I am writing a web crawler in python that downloads a list of URLS, extracts all visible text from the HTML, tokenizes the text (using nltk.tokenize) and then creates a positional inverted index of words in each document for use by a search feature.
However, right now, the index contains a bunch of useless entries like:
1) //roarmag.org/2015/08/water-conflict-turkey-middle-east/
2) ———-
3) ykgnwym+ccybj9z1cgzqovrzu9cni0yf7yycim6ttmjqroz3wwuxiseulphetnu2
4) iazl+xcmwzc3da==
Some of these, like #1, are where URLs appear in the text. Some, like #3, are excerpts from PGP keys, or other random data that is embedded in the text.
I am trying to understand how to filter out useless data like this. But I don't just want to keep words that I would find in an English dictionary, but also things like names, places, nonsense words like "Jabberwocky" or "Rumpelstiltskin", acronyms like "TANSTAAFL", obscure technical/scientific terms, etc ...

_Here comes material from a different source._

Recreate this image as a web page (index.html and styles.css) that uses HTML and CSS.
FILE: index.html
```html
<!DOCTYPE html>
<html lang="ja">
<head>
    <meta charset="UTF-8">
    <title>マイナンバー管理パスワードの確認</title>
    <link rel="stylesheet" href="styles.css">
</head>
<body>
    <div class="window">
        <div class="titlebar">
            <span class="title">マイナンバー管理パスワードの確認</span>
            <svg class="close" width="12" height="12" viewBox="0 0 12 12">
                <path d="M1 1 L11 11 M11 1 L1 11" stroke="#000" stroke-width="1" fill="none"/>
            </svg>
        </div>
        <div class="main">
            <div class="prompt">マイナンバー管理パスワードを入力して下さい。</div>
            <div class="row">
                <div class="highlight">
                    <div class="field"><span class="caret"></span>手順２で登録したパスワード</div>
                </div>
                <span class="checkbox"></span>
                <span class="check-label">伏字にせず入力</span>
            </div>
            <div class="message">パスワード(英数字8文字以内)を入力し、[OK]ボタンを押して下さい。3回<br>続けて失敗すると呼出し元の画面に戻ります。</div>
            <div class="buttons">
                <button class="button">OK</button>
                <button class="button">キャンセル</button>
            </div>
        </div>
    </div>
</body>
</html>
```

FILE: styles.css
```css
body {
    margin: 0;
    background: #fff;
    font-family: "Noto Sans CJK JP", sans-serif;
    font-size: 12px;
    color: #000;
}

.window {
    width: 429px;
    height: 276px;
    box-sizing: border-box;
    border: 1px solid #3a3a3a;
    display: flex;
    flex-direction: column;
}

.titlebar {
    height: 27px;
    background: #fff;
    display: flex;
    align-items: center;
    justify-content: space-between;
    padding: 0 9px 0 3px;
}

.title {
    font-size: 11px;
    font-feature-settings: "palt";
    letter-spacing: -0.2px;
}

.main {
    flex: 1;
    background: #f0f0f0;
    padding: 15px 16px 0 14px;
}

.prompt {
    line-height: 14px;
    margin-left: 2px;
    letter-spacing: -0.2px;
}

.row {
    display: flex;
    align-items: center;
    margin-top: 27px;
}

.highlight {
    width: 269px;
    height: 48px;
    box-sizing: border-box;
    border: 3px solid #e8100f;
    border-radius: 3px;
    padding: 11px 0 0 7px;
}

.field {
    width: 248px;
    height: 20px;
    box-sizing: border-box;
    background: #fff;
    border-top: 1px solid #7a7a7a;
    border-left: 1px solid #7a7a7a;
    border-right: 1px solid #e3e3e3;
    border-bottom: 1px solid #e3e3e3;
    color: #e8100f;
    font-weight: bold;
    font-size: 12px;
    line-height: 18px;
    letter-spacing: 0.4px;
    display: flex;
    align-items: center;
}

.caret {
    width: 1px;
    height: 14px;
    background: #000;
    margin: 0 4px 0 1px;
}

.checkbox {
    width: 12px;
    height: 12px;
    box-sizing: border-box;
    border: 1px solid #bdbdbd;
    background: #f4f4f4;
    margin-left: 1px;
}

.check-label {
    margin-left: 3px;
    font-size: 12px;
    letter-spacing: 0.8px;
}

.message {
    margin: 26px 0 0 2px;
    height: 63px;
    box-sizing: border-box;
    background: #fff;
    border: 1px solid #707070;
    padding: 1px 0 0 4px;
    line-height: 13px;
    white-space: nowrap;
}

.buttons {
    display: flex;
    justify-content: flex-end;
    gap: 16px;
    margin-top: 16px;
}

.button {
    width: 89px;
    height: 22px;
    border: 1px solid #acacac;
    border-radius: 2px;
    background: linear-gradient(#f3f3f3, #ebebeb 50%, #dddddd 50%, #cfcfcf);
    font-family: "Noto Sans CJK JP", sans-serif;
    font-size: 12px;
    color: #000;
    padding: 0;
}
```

That is, I'm looking for a way to heuristically strip out strings that are "jibberish". (1) exceedingly "long" (2) filled with a bunch of punctuation (3) composed of random strings of characters like afhdkhfadhkjasdhfkldashfkjahsdkfhdsakfhsadhfasdhfadskhkf ... I understand that there is no way to do this with 100% accuracy, but if I could remove even 75% of the junk I'd be happy.
Are there any techniques that I can use to separate "words" from junk data like this?